There are three fundamental reasons: personal, economic and market.
Personal reasons are none other than the relationship between the effort and its remuneration. In addition to gambling money, the entrepreneur as a professional must dedicate many hours of work and intellect to generate business enough to earn money and with which to meet the obligations of any company – such as paying its employees, suppliers, debts and taxes. The remuneration of the employer will occur if, once the financial commitments of the listed company have been met, there is a surplus with which to meet his salary as a worker or director and the profitability required for the money invested, keeping in mind the alternative profitability that could be obtained by investing the money in other business opportunities at equal risk. Often, the effort/reward ratio is certainly not enough.

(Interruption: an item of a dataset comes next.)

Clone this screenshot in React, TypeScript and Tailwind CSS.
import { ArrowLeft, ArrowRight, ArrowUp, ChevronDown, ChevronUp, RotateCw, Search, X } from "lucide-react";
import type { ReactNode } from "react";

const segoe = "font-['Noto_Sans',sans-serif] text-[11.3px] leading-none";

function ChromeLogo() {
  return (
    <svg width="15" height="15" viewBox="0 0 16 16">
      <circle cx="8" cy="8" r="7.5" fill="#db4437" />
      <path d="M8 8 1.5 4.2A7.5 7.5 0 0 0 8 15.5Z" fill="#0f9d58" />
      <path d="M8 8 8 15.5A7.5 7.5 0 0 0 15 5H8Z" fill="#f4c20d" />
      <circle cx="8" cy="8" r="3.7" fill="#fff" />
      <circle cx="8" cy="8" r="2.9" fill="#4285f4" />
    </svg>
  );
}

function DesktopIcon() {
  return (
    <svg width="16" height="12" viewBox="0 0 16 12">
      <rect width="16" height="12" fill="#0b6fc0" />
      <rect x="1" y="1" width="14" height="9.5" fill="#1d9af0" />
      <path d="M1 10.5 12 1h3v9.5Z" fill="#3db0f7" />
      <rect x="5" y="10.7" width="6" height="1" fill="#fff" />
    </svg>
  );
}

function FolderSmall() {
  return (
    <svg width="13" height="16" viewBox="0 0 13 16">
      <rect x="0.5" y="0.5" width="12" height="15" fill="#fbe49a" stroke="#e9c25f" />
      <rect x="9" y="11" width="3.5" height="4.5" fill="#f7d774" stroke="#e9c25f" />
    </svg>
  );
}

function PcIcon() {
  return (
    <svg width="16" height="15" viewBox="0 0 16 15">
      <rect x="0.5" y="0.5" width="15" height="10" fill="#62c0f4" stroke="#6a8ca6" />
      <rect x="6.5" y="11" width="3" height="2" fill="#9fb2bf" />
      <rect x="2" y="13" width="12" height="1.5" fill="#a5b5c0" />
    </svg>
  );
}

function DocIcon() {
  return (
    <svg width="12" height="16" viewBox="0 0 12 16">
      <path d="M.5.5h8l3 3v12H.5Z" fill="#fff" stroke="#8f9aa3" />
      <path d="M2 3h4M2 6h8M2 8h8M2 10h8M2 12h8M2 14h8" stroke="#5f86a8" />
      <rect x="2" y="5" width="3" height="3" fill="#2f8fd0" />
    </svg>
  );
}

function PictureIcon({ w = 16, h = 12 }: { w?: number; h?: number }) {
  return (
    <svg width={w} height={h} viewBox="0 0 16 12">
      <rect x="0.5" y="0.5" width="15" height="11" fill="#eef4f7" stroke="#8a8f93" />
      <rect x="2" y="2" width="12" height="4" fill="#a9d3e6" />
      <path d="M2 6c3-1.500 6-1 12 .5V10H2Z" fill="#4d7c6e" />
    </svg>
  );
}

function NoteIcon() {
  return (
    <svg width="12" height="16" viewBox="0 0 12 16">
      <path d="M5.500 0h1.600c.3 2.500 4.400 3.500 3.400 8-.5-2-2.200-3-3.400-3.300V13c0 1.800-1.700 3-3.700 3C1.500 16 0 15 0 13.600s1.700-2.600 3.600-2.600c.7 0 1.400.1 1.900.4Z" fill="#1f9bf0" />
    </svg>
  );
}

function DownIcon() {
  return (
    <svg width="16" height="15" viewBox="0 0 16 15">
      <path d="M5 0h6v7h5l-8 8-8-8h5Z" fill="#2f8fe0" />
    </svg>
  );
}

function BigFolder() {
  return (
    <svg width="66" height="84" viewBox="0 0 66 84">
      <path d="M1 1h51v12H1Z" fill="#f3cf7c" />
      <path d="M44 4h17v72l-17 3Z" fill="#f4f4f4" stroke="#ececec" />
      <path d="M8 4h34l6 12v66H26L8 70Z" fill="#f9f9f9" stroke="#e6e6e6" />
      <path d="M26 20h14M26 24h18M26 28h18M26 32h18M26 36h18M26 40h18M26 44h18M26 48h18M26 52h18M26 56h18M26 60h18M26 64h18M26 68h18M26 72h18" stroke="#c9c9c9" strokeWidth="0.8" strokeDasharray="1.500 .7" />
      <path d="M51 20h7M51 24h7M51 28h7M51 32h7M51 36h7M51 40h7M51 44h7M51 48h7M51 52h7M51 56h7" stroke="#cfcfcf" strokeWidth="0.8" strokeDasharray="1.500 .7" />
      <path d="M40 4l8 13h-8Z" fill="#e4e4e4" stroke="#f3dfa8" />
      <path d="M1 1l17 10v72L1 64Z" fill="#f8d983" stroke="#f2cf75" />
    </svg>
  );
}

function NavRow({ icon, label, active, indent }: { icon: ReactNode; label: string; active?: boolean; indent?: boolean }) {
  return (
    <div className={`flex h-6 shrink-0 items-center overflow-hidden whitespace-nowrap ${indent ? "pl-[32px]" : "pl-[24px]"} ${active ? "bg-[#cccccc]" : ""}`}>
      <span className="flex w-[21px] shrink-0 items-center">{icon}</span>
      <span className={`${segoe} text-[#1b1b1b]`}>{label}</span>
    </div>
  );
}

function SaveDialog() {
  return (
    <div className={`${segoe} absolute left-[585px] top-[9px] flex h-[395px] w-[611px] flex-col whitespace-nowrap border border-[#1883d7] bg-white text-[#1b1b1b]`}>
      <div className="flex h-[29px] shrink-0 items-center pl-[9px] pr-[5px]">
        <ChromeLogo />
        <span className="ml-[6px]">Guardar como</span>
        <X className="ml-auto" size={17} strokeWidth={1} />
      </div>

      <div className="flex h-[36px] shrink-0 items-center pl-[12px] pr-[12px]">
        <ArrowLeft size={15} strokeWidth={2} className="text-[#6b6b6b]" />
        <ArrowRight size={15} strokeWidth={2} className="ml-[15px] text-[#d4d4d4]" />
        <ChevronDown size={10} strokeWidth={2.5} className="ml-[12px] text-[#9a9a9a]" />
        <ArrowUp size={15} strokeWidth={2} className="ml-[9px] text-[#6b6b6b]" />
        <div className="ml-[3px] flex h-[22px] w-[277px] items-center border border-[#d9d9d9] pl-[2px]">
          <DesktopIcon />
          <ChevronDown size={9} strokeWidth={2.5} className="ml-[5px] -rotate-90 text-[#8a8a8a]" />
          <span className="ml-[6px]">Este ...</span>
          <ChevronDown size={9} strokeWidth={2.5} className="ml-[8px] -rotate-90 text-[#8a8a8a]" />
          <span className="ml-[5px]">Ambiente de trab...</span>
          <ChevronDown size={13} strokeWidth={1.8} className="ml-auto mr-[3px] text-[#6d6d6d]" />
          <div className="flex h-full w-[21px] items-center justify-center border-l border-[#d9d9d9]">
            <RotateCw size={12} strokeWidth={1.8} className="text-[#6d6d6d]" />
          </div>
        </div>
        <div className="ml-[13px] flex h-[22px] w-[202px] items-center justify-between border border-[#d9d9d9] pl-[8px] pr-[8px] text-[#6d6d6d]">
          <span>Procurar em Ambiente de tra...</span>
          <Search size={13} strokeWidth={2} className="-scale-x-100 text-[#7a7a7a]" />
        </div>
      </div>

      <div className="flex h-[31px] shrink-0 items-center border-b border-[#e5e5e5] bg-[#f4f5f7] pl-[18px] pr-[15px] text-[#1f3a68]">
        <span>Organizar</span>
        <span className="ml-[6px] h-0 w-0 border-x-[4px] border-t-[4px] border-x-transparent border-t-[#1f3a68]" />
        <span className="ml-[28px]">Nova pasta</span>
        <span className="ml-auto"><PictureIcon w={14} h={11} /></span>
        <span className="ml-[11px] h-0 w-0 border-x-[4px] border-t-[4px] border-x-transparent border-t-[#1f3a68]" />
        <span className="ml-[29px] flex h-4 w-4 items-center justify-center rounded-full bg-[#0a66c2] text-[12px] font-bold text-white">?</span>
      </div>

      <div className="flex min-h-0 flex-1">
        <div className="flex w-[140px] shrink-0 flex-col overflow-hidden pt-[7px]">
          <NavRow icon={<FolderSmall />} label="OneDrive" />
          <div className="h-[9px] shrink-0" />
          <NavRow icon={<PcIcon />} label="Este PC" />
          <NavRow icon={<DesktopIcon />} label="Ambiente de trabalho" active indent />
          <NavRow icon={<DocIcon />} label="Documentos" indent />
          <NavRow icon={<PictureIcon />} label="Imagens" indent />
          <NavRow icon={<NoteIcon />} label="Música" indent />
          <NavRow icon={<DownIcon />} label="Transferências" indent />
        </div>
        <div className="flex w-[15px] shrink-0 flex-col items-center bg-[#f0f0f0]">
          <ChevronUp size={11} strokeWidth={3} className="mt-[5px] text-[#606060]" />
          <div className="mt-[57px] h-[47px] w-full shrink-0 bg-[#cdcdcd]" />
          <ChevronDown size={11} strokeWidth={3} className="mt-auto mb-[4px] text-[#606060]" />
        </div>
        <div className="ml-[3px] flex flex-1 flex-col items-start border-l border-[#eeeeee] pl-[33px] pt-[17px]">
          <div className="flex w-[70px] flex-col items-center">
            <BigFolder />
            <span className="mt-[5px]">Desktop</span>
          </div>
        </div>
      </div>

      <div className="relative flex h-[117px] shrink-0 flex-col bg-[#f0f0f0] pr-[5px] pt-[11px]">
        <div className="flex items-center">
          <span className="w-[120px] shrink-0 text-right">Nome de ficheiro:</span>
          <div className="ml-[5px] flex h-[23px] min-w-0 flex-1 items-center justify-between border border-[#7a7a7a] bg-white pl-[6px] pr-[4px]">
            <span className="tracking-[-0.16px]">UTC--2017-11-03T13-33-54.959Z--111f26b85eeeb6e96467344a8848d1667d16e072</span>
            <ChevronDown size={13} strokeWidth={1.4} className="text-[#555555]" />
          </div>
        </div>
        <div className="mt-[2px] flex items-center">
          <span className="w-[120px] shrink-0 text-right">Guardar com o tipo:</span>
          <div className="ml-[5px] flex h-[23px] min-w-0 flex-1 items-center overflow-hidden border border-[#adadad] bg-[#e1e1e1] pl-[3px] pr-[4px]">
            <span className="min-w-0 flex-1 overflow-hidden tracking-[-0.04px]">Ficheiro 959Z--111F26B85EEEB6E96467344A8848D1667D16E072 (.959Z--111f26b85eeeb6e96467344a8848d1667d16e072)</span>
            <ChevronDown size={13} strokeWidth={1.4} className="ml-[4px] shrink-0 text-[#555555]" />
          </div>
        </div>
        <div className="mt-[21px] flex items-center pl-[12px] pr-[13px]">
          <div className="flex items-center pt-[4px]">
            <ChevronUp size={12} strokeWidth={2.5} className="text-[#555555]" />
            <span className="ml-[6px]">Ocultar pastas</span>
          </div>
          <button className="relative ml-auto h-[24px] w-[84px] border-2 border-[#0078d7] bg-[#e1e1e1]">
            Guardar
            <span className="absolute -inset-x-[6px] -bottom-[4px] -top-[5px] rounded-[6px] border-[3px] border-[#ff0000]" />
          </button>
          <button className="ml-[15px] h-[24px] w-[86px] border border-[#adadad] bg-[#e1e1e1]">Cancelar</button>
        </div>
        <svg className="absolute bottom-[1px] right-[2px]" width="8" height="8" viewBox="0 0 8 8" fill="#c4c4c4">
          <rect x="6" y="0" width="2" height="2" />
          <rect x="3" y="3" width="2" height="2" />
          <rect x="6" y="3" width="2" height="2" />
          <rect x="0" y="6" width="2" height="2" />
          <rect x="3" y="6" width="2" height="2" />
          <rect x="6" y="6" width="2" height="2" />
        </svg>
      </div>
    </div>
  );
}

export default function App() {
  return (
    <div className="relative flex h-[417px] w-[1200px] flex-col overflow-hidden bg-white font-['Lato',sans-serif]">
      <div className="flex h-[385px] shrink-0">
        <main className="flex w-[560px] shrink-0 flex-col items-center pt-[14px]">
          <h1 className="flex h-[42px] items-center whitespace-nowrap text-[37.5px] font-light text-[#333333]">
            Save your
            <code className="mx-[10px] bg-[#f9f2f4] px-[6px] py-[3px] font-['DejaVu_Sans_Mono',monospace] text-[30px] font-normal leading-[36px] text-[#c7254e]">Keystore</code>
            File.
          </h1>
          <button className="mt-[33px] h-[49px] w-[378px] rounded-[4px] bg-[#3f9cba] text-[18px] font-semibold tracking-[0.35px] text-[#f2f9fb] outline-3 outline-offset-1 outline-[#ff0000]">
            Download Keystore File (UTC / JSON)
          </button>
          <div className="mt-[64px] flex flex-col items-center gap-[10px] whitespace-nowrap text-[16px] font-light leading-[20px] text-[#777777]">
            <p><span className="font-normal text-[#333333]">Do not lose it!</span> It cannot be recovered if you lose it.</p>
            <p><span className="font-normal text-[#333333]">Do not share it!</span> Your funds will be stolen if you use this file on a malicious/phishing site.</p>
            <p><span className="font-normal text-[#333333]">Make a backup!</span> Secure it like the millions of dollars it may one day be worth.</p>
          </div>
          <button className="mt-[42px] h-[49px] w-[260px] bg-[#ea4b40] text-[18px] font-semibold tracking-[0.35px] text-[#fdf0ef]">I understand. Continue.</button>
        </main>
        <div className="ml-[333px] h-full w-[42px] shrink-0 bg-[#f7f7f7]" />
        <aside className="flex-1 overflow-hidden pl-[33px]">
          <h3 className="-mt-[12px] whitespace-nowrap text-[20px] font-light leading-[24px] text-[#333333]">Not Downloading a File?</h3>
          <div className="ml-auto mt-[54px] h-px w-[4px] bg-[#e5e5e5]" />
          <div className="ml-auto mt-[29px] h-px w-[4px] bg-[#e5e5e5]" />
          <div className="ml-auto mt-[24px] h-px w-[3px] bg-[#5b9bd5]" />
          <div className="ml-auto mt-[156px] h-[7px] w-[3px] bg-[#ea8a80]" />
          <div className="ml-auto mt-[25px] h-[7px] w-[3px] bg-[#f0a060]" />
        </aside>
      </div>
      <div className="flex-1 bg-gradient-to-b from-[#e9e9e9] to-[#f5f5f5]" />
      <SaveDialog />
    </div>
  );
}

The economic reasons are those for which the return in terms of financial profitability is clearly unfavorable. We must consider that the profitability of an investor in variable-yield securities, such as investment in shares, whether being listed companies or not, as is the case of a family business, occurs in two ways: dividends and capital gains.
In the case of a family business, dividends are often relegated to a second place due to the erroneous interpretation that the main thing is not to depend on external sources of financing –such as bank debt–, or worse, that the company does not generate distributable profits, which is not the same as not generating enough profits to distribute dividends, but rather that these are invested and there is no money to distribute.

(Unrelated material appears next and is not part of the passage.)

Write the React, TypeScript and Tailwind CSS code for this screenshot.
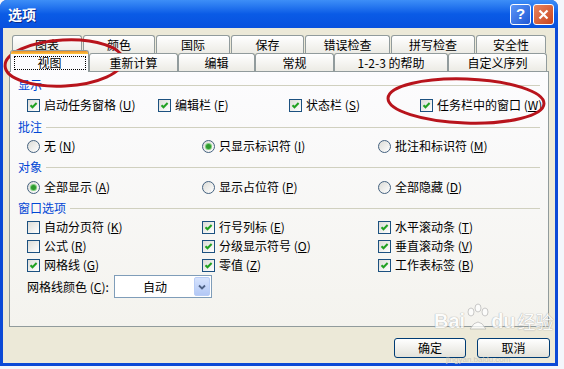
import React from "react";

const row1 = [
  { label: "图表", w: "w-[70px]" },
  { label: "颜色", w: "w-[72px]" },
  { label: "国际", w: "w-[74px]" },
  { label: "保存", w: "w-[73px]" },
  { label: "错误检查", w: "w-[85px]" },
  { label: "拼写检查", w: "w-[84px]" },
  { label: "安全性", w: "w-[70px]" },
];

const row2 = [
  { label: "重新计算", w: "w-[89px]" },
  { label: "编辑", w: "w-[77px]" },
  { label: "常规", w: "w-[79px]" },
  { label: "1-2-3 的帮助", w: "w-[114px]" },
  { label: "自定义序列", w: "w-[99px]" },
];

const tabCls =
  "h-[18px] flex items-center justify-center border border-b-0 border-[#919b9c] rounded-t-[3px] bg-linear-to-b from-white to-[#ecebe5]";

function Key({ text, k }: { text: string; k: string }) {
  return (
    <span className="whitespace-nowrap">
      {text} (<u>{k}</u>)
    </span>
  );
}

function Check({ on, text, k }: { on: boolean; text: string; k: string }) {
  return (
    <div className="flex items-center gap-[4px] h-[14px]">
      <div className="w-[13px] h-[13px] shrink-0 border border-[#1c5180] bg-linear-to-br from-[#dcdcd7] to-white flex items-center justify-center">
        {on && (
          <svg width="9" height="9" viewBox="0 0 9 9">
            <path d="M1.5 4.2 L3.5 6.3 L7.6 2" fill="none" stroke="#21a121" strokeWidth="2" />
          </svg>
        )}
      </div>
      <Key text={text} k={k} />
    </div>
  );
}

function Radio({ on, text, k }: { on: boolean; text: string; k: string }) {
  return (
    <div className="flex items-center gap-[4px] h-[14px]">
      <div className="w-[13px] h-[13px] shrink-0 rounded-full border border-[#44617f] bg-linear-to-br from-[#dcdcd7] to-white flex items-center justify-center">
        {on && <div className="w-[5px] h-[5px] rounded-full bg-[#2f9a2f] ring-1 ring-[#7fcf7f]" />}
      </div>
      <Key text={text} k={k} />
    </div>
  );
}

function Section({ title, className }: { title: string; className: string }) {
  return (
    <div className={"flex items-center h-[14px] pr-[8px] " + className}>
      <span className="text-[#0046d5] mr-[4px]">{title}</span>
      <div className="flex-1 h-px bg-[#d0d0bf]" />
    </div>
  );
}

export default function App() {
  return (
    <div className="w-[564px] h-[369px] bg-[#f3f6fb] relative overflow-hidden font-['Noto_Sans_CJK_SC',sans-serif] text-[12px] leading-[14px] text-black">
      <div className="w-[558px] h-[366px] flex flex-col bg-[#0b49d6] rounded-t-[7px]">
        {/* title bar */}
        <div className="h-[28px] shrink-0 flex items-center pl-[8px] pr-[4px] rounded-t-[7px] bg-linear-to-b from-[#3d8ef7] via-[#0a5be6] to-[#0851de]">
          <span className="text-white font-bold text-[14px] [text-shadow:1px_1px_0_#0a2a8a]">选项</span>
          <div className="ml-auto flex gap-[2px]">
            <div className="w-[21px] h-[21px] rounded-[3px] border border-white bg-linear-to-br from-[#5b96f7] to-[#2157d4] flex items-center justify-center text-white font-bold text-[15px] font-['Liberation_Sans',sans-serif]">
              ?
            </div>
            <div className="w-[21px] h-[21px] rounded-[3px] border border-white bg-linear-to-br from-[#e7845e] to-[#c8431b] flex items-center justify-center">
              <svg width="11" height="11" viewBox="0 0 11 11">
                <path d="M1.5 1.5 L9.5 9.5 M9.5 1.5 L1.5 9.5" stroke="white" strokeWidth="2.2" />
              </svg>
            </div>
          </div>
        </div>

        {/* body */}
        <div className="flex-1 mx-[3px] mb-[3px] bg-[#ece9d8] px-[6px] pt-[7px] flex flex-col">
          <div className="flex gap-px ml-[3px]">
            {row1.map((t) => (
              <div key={t.label} className={tabCls + " " + t.w}>
                {t.label}
              </div>
            ))}
          </div>
          <div className="flex h-[19px] items-start -mb-px relative z-10 ml-px">
            <div className="self-end w-[79px] h-[22px] border border-b-0 border-[#919b9c] rounded-t-[3px] bg-[#fcfcfe] flex flex-col items-center">
              <div className="w-full h-[3px] bg-linear-to-b from-[#e68b2c] to-[#ffc83c] rounded-t-[2px]" />
              <div className="mt-[2px] w-[72px] h-[14px] border border-dotted border-black flex items-center justify-center">
                视图
              </div>
            </div>
            {row2.map((t) => (
              <div key={t.label} className={tabCls + " " + t.w}>
                {t.label}
              </div>
            ))}
          </div>

          {/* panel */}
          <div className="h-[256px] border border-[#919b9c] bg-linear-to-b from-[#fcfcfe] to-[#f4f3ee] pl-[8px] pt-[6px] flex flex-col">
            <Section title="显示" className="" />
            <div className="mt-[6px] pl-[9px] grid grid-cols-[131px_131px_131px_1fr]">
              <Check on text="启动任务窗格" k="U" />
              <Check on text="编辑栏" k="F" />
              <Check on text="状态栏" k="S" />
              <Check on text="任务栏中的窗口" k="W" />
            </div>
            <Section title="批注" className="mt-[8px]" />
            <div className="mt-[5px] pl-[9px] grid grid-cols-[175px_176px_1fr]">
              <Radio on={false} text="无" k="N" />
              <Radio on text="只显示标识符" k="I" />
              <Radio on={false} text="批注和标识符" k="M" />
            </div>
            <Section title="对象" className="mt-[7px]" />
            <div className="mt-[6px] pl-[9px] grid grid-cols-[175px_176px_1fr]">
              <Radio on text="全部显示" k="A" />
              <Radio on={false} text="显示占位符" k="P" />
              <Radio on={false} text="全部隐藏" k="D" />
            </div>
            <Section title="窗口选项" className="mt-[7px]" />
            <div className="mt-[5px] pl-[9px] grid grid-cols-[175px_176px_1fr] gap-y-[5px]">
              <Check on={false} text="自动分页符" k="K" />
              <Check on text="行号列标" k="E" />
              <Check on text="水平滚动条" k="T" />
              <Check on={false} text="公式" k="R" />
              <Check on text="分级显示符号" k="O" />
              <Check on text="垂直滚动条" k="V" />
              <Check on text="网格线" k="G" />
              <Check on text="零值" k="Z" />
              <Check on text="工作表标签" k="B" />
            </div>
            <div className="mt-[3px] pl-[9px] flex items-center h-[23px]">
              <span className="w-[87px] whitespace-nowrap">
                网格线颜色 (<u>C</u>):
              </span>
              <div className="w-[98px] h-[23px] border border-[#7f9db9] bg-white flex items-center p-px">
                <span className="flex-1 text-center">自动</span>
                <div className="w-[16px] h-full rounded-[2px] border border-[#b9cdf6] bg-linear-to-b from-[#d6e3fd] to-[#b3c8f5] flex items-center justify-center">
                  <svg width="8" height="6" viewBox="0 0 8 6">
                    <path d="M1 1.5 L4 4.5 L7 1.5" fill="none" stroke="#4d6185" strokeWidth="1.8" />
                  </svg>
                </div>
              </div>
            </div>
          </div>

          {/* buttons */}
          <div className="mt-[11px] flex justify-end gap-[11px] -mr-px">
            <div className="w-[72px] h-[20px] rounded-[3px] border border-[#003c74] bg-linear-to-b from-white to-[#e3e2da] flex items-center justify-center">
              确定
            </div>
            <div className="w-[73px] h-[20px] rounded-[3px] border border-[#003c74] bg-linear-to-b from-white to-[#e3e2da] flex items-center justify-center">
              取消
            </div>
          </div>
        </div>
      </div>

      {/* red marker ellipses */}
      <svg className="absolute left-0 top-0 pointer-events-none" width="564" height="369">
        <ellipse cx="64" cy="63" rx="59" ry="23" fill="none" stroke="#b8141c" strokeWidth="3" transform="rotate(-3 64 63)" />
        <ellipse cx="466" cy="101" rx="78" ry="22" fill="none" stroke="#b8141c" strokeWidth="3" transform="rotate(2 466 101)" />
      </svg>

      {/* watermark */}
      <div className="absolute left-[434px] top-[303px] flex items-end pointer-events-none opacity-75">
        <span className="text-white text-[20px] leading-[20px] font-bold font-['Liberation_Sans',sans-serif] [text-shadow:0_0_1px_#999,0_0_1px_#999]">
          Bai
        </span>
        <svg width="26" height="30" viewBox="0 0 26 30" className="-mb-[2px]">
          <g fill="white" stroke="#aaa" strokeWidth="0.8">
            <ellipse cx="6" cy="9" rx="3" ry="4" />
            <ellipse cx="13" cy="5" rx="3" ry="4" />
            <ellipse cx="20" cy="9" rx="3" ry="4" />
            <path d="M5 26 Q13 12 21 26 Z" />
          </g>
        </svg>
        <span className="text-white text-[20px] leading-[20px] font-bold font-['Liberation_Sans',sans-serif] [text-shadow:0_0_1px_#999,0_0_1px_#999]">
          du
        </span>
        <span className="ml-[2px] text-white text-[18px] leading-[20px] [text-shadow:0_0_1px_#999,0_0_1px_#999]">
          经验
        </span>
      </div>
      <span className="absolute left-[446px] top-[356px] text-[8px] leading-[8px] text-[#c9c7bb] font-['Liberation_Sans',sans-serif] pointer-events-none">
        jingyan.baidu.com
      </span>
    </div>
  );
}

Obviously, capital gains in the case of a family or unlisted company is difficult to achieve because the shares of these companies are illiquid as they are not listed on a stock market, and therefore, the company is sold in its entirety or in a sufficient percentage that means the loss of corporate control.

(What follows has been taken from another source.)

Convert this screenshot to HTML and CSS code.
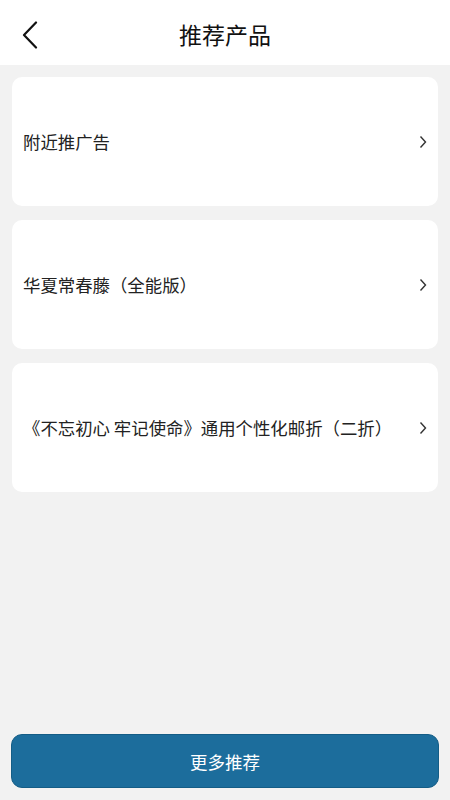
FILE: index.html
```html
<!DOCTYPE html>
<html lang="zh">
<head>
<meta charset="utf-8">
<link rel="stylesheet" href="styles.css">
</head>
<body>
<div class="page">
  <header class="header">
    <svg class="back" width="18" height="28" viewBox="0 0 18 28"><path d="M15 1.5 L3 14 L15 26.5" fill="none" stroke="#111" stroke-width="2.2" stroke-linecap="round" stroke-linejoin="round"/></svg>
    <h1 class="title">推荐产品</h1>
  </header>
  <main class="list">
    <div class="card"><span class="label">附近推广告</span><svg class="arrow" width="8" height="14" viewBox="0 0 8 14"><path d="M1.5 1.5 L6.5 7 L1.5 12.5" fill="none" stroke="#333" stroke-width="1.4"/></svg></div>
    <div class="card"><span class="label">华夏常春藤（全能版）</span><svg class="arrow" width="8" height="14" viewBox="0 0 8 14"><path d="M1.5 1.5 L6.5 7 L1.5 12.5" fill="none" stroke="#333" stroke-width="1.4"/></svg></div>
    <div class="card"><span class="label">《不忘初心 牢记使命》通用个性化邮折（二折）</span><svg class="arrow" width="8" height="14" viewBox="0 0 8 14"><path d="M1.5 1.5 L6.5 7 L1.5 12.5" fill="none" stroke="#333" stroke-width="1.4"/></svg></div>
  </main>
  <footer class="footer">
    <button class="more">更多推荐</button>
  </footer>
</div>
</body>
</html>
```
FILE: styles.css
```css
html, body {
  margin: 0;
  padding: 0;
}
body {
  background: #f2f2f2;
  font-family: "Noto Sans CJK SC", "Noto Sans", sans-serif;
  color: #222;
}
.page {
  width: 450px;
  height: 800px;
  display: flex;
  flex-direction: column;
}
.header {
  height: 65px;
  background: #fff;
  display: flex;
  align-items: center;
  justify-content: center;
  position: relative;
}
.back {
  position: absolute;
  left: 21px;
  top: 21px;
}
.title {
  margin: 0;
  font-size: 23px;
  font-weight: 400;
  color: #111;
  line-height: 1;
  padding-top: 3px;
}
.list {
  flex: 1;
  display: flex;
  flex-direction: column;
  gap: 14px;
  padding: 12px 12px 0 12px;
}
.card {
  height: 129px;
  background: #fff;
  border-radius: 10px;
  display: flex;
  align-items: center;
  justify-content: space-between;
  padding: 0 11px 0 11px;
  box-sizing: border-box;
}
.label {
  font-size: 17.4px;
  color: #222;
  line-height: 1;
}
.arrow {
  flex: none;
}
.footer {
  padding: 0 11px 12px 11px;
}
.more {
  width: 100%;
  height: 54px;
  border: 1px solid #145d86;
  border-radius: 11px;
  background: #1c6d9c;
  color: #fff;
  font-family: "Noto Sans CJK SC", "Noto Sans", sans-serif;
  font-size: 17.5px;
  display: block;
}
```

Often, the size of a family business in a fragmented market in which there are multiple competitors, is small and does not allow significant growth in market share and business volumes (in relation to the existing equivalent supply), so the annual results may be not enough to meet the initial expectations of the entrepreneur. In these cases, it is necessary to be pragmatic and look for alternatives in the form of alliances, mergers, or acquisitions of companies to gain an efficient competitive size where to grow in a sustained and relevant way. If the entrepreneur does not see himself with the capacity, enthusiasm, or qualified management team with which to undertake these business decisions, the best thing to do is to look for a good buyer and make a good business deal by selling the company with generous capital gains to meet his initial business expectations.
The entrepreneur should take these reasons into account in order to consider selling his company in an intelligent and decisive way with the essential help of qualified and experienced professionals. The sale of a company is not equivalent to the sale of a property.